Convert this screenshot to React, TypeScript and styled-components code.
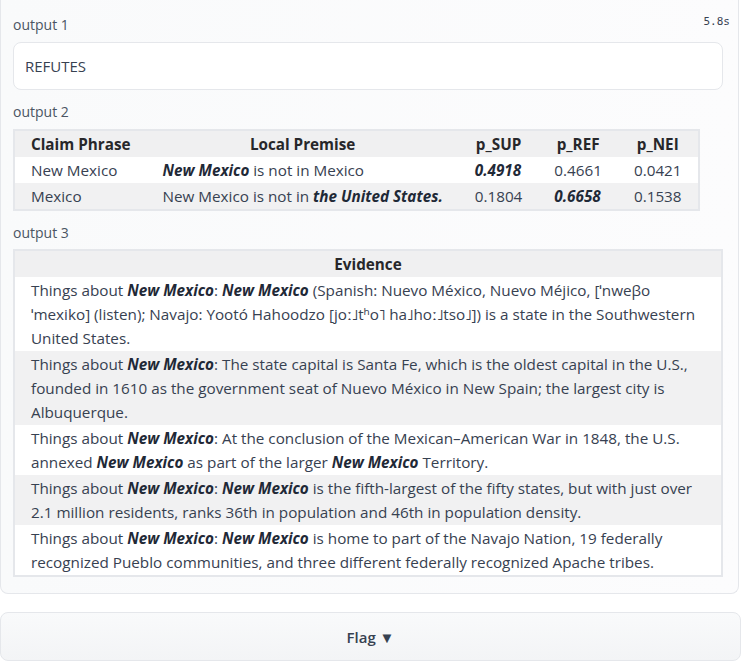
import React from "react";
import styled, { createGlobalStyle } from "styled-components";

const Global = createGlobalStyle`
  html, body { margin: 0; padding: 0; background: #ffffff; }
  body { font-family: "Open Sans", "Noto Sans", sans-serif; color: #374151; }
`;

const Page = styled.div`
  width: 742px;
  display: flex;
  flex-direction: column;
  gap: 18px;
`;

const Panel = styled.div`
  width: 739px;
  box-sizing: border-box;
  border: 1px solid #e5e7eb;
  border-top: none;
  border-radius: 0 0 8px 8px;
  background: linear-gradient(to right, #f9fafb, #fcfcfd);
  padding: 15px 15px 16px 12px;
  display: flex;
  flex-direction: column;
  gap: 12px;
  position: relative;
`;

const Timer = styled.span`
  position: absolute;
  right: 8px;
  top: 15px;
  font-family: "DejaVu Sans Mono", "Liberation Mono", monospace;
  font-size: 11px;
  color: #374151;
`;

const Section = styled.div`
  display: flex;
  flex-direction: column;
  align-items: flex-start;
`;

const Label = styled.div<{ $mb?: number }>`
  height: 20px;
  line-height: 20px;
  font-size: 14px;
  color: #4b5563;
  margin-bottom: ${(p) => p.$mb ?? 7}px;
`;

const TextBox = styled.div`
  width: 100%;
  box-sizing: border-box;
  height: 48px;
  background: #ffffff;
  border: 1px solid #e5e7eb;
  border-radius: 8px;
  padding: 0 11px;
  display: flex;
  align-items: center;
  font-size: 15px;
  color: #374151;
`;

const Table = styled.table<{ $full?: boolean }>`
  border-collapse: collapse;
  border: 2px solid #e5e7eb;
  width: ${(p) => (p.$full ? "100%" : "auto")};
  font-size: 15.25px;
  line-height: 24px;
  color: #374151;
`;

const Th = styled.th`
  background: #f0f0f1;
  font-weight: 700;
  color: #27272a;
  padding: 1px 16px;
  text-align: center;
  white-space: nowrap;
`;

const Tr = styled.tr<{ $even?: boolean }>`
  background: ${(p) => (p.$even ? "#f1f1f2" : "#ffffff")};
`;

const Td = styled.td<{ $nowrap?: boolean }>`
  padding: ${(p) => (p.$nowrap ? "1px 16px" : "1px 8px 1px 16px")};
  text-align: left;
  vertical-align: top;
  white-space: ${(p) => (p.$nowrap ? "nowrap" : "normal")};
`;

const Em = styled.b`
  font-style: italic;
  font-weight: 700;
  color: #1f2937;
`;

const FlagButton = styled.button`
  width: 741px;
  height: 49px;
  box-sizing: border-box;
  border: 1px solid #e5e7eb;
  border-radius: 8px;
  background: linear-gradient(to bottom, #f9fafb, #f3f4f6);
  font-family: "Open Sans", "Noto Sans", sans-serif;
  font-size: 15px;
  font-weight: 600;
  color: #374151;
  cursor: pointer;
`;

const NM = () => <Em>New Mexico</Em>;

const premises = [
  {
    phrase: "New Mexico",
    premise: (
      <>
        <NM /> is not in Mexico
      </>
    ),
    p: ["0.4918", "0.4661", "0.0421"],
    best: 0,
  },
  {
    phrase: "Mexico",
    premise: (
      <>
        New Mexico is not in <Em>the United States.</Em>
      </>
    ),
    p: ["0.1804", "0.6658", "0.1538"],
    best: 1,
  },
];

const evidence: React.ReactNode[] = [
  <>
    Things about <NM />: <NM /> (Spanish: Nuevo México, Nuevo Méjico, [ˈnweβo ˈmexiko] (listen); Navajo: Yootó
    Hahoodzo [joː˩tʰo˥ ha˩hoː˩tso˩]) is a state in the Southwestern United States.
  </>,
  <>
    Things about <NM />: The state capital is Santa Fe, which is the oldest capital in the U.S., founded in 1610 as the
    government seat of Nuevo México in New Spain; the largest city is Albuquerque.
  </>,
  <>
    Things about <NM />: At the conclusion of the Mexican–American War in 1848, the U.S. annexed <NM /> as part of the
    larger <NM /> Territory.
  </>,
  <>
    Things about <NM />: <NM /> is the fifth-largest of the fifty states, but with just over 2.1 million residents, ranks
    36th in population and 46th in population density.
  </>,
  <>
    Things about <NM />: <NM /> is home to part of the Navajo Nation, 19 federally recognized Pueblo communities, and
    three different federally recognized Apache tribes.
  </>,
];

export default function App() {
  return (
    <Page>
      <Global />
      <Panel>
        <Timer>5.8s</Timer>
        <Section>
          <Label>output 1</Label>
          <TextBox>REFUTES</TextBox>
        </Section>
        <Section>
          <Label>output 2</Label>
          <Table>
            <thead>
              <tr>
                <Th>Claim Phrase</Th>
                <Th>Local Premise</Th>
                <Th>p_SUP</Th>
                <Th>p_REF</Th>
                <Th>p_NEI</Th>
              </tr>
            </thead>
            <tbody>
              {premises.map((r, i) => (
                <Tr key={r.phrase} $even={i % 2 === 1}>
                  <Td $nowrap>{r.phrase}</Td>
                  <Td $nowrap>{r.premise}</Td>
                  {r.p.map((v, j) => (
                    <Td $nowrap key={j}>
                      {j === r.best ? <Em>{v}</Em> : v}
                    </Td>
                  ))}
                </Tr>
              ))}
            </tbody>
          </Table>
        </Section>
        <Section>
          <Label $mb={6}>output 3</Label>
          <Table $full>
            <thead>
              <tr>
                <Th>Evidence</Th>
              </tr>
            </thead>
            <tbody>
              {evidence.map((e, i) => (
                <Tr key={i} $even={i % 2 === 1}>
                  <Td>{e}</Td>
                </Tr>
              ))}
            </tbody>
          </Table>
        </Section>
      </Panel>
      <FlagButton>Flag ▼</FlagButton>
    </Page>
  );
}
+ + + + +
What you will do →
Return the material exactly as given, apart from the pictures.

The answer →
Convert this screenshot to React, TypeScript and styled-components code.
import React from "react";
import styled, { createGlobalStyle } from "styled-components";

const Global = createGlobalStyle`
  html, body { margin: 0; padding: 0; background: #ffffff; }
  body { font-family: "Open Sans", "Noto Sans", sans-serif; color: #374151; }
`;

const Page = styled.div`
  width: 742px;
  display: flex;
  flex-direction: column;
  gap: 18px;
`;

const Panel = styled.div`
  width: 739px;
  box-sizing: border-box;
  border: 1px solid #e5e7eb;
  border-top: none;
  border-radius: 0 0 8px 8px;
  background: linear-gradient(to right, #f9fafb, #fcfcfd);
  padding: 15px 15px 16px 12px;
  display: flex;
  flex-direction: column;
  gap: 12px;
  position: relative;
`;

const Timer = styled.span`
  position: absolute;
  right: 8px;
  top: 15px;
  font-family: "DejaVu Sans Mono", "Liberation Mono", monospace;
  font-size: 11px;
  color: #374151;
`;

const Section = styled.div`
  display: flex;
  flex-direction: column;
  align-items: flex-start;
`;

const Label = styled.div<{ $mb?: number }>`
  height: 20px;
  line-height: 20px;
  font-size: 14px;
  color: #4b5563;
  margin-bottom: ${(p) => p.$mb ?? 7}px;
`;

const TextBox = styled.div`
  width: 100%;
  box-sizing: border-box;
  height: 48px;
  background: #ffffff;
  border: 1px solid #e5e7eb;
  border-radius: 8px;
  padding: 0 11px;
  display: flex;
  align-items: center;
  font-size: 15px;
  color: #374151;
`;

const Table = styled.table<{ $full?: boolean }>`
  border-collapse: collapse;
  border: 2px solid #e5e7eb;
  width: ${(p) => (p.$full ? "100%" : "auto")};
  font-size: 15.25px;
  line-height: 24px;
  color: #374151;
`;

const Th = styled.th`
  background: #f0f0f1;
  font-weight: 700;
  color: #27272a;
  padding: 1px 16px;
  text-align: center;
  white-space: nowrap;
`;

const Tr = styled.tr<{ $even?: boolean }>`
  background: ${(p) => (p.$even ? "#f1f1f2" : "#ffffff")};
`;

const Td = styled.td<{ $nowrap?: boolean }>`
  padding: ${(p) => (p.$nowrap ? "1px 16px" : "1px 8px 1px 16px")};
  text-align: left;
  vertical-align: top;
  white-space: ${(p) => (p.$nowrap ? "nowrap" : "normal")};
`;

const Em = styled.b`
  font-style: italic;
  font-weight: 700;
  color: #1f2937;
`;

const FlagButton = styled.button`
  width: 741px;
  height: 49px;
  box-sizing: border-box;
  border: 1px solid #e5e7eb;
  border-radius: 8px;
  background: linear-gradient(to bottom, #f9fafb, #f3f4f6);
  font-family: "Open Sans", "Noto Sans", sans-serif;
  font-size: 15px;
  font-weight: 600;
  color: #374151;
  cursor: pointer;
`;

const NM = () => <Em>New Mexico</Em>;

const premises = [
  {
    phrase: "New Mexico",
    premise: (
      <>
        <NM /> is not in Mexico
      </>
    ),
    p: ["0.4918", "0.4661", "0.0421"],
    best: 0,
  },
  {
    phrase: "Mexico",
    premise: (
      <>
        New Mexico is not in <Em>the United States.</Em>
      </>
    ),
    p: ["0.1804", "0.6658", "0.1538"],
    best: 1,
  },
];

const evidence: React.ReactNode[] = [
  <>
    Things about <NM />: <NM /> (Spanish: Nuevo México, Nuevo Méjico, [ˈnweβo ˈmexiko] (listen); Navajo: Yootó
    Hahoodzo [joː˩tʰo˥ ha˩hoː˩tso˩]) is a state in the Southwestern United States.
  </>,
  <>
    Things about <NM />: The state capital is Santa Fe, which is the oldest capital in the U.S., founded in 1610 as the
    government seat of Nuevo México in New Spain; the largest city is Albuquerque.
  </>,
  <>
    Things about <NM />: At the conclusion of the Mexican–American War in 1848, the U.S. annexed <NM /> as part of the
    larger <NM /> Territory.
  </>,
  <>
    Things about <NM />: <NM /> is the fifth-largest of the fifty states, but with just over 2.1 million residents, ranks
    36th in population and 46th in population density.
  </>,
  <>
    Things about <NM />: <NM /> is home to part of the Navajo Nation, 19 federally recognized Pueblo communities, and
    three different federally recognized Apache tribes.
  </>,
];

export default function App() {
  return (
    <Page>
      <Global />
      <Panel>
        <Timer>5.8s</Timer>
        <Section>
          <Label>output 1</Label>
          <TextBox>REFUTES</TextBox>
        </Section>
        <Section>
          <Label>output 2</Label>
          <Table>
            <thead>
              <tr>
                <Th>Claim Phrase</Th>
                <Th>Local Premise</Th>
                <Th>p_SUP</Th>
                <Th>p_REF</Th>
                <Th>p_NEI</Th>
              </tr>
            </thead>
            <tbody>
              {premises.map((r, i) => (
                <Tr key={r.phrase} $even={i % 2 === 1}>
                  <Td $nowrap>{r.phrase}</Td>
                  <Td $nowrap>{r.premise}</Td>
                  {r.p.map((v, j) => (
                    <Td $nowrap key={j}>
                      {j === r.best ? <Em>{v}</Em> : v}
                    </Td>
                  ))}
                </Tr>
              ))}
            </tbody>
          </Table>
        </Section>
        <Section>
          <Label $mb={6}>output 3</Label>
          <Table $full>
            <thead>
              <tr>
                <Th>Evidence</Th>
              </tr>
            </thead>
            <tbody>
              {evidence.map((e, i) => (
                <Tr key={i} $even={i % 2 === 1}>
                  <Td>{e}</Td>
                </Tr>
              ))}
            </tbody>
          </Table>
        </Section>
      </Panel>
      <FlagButton>Flag ▼</FlagButton>
    </Page>
  );
}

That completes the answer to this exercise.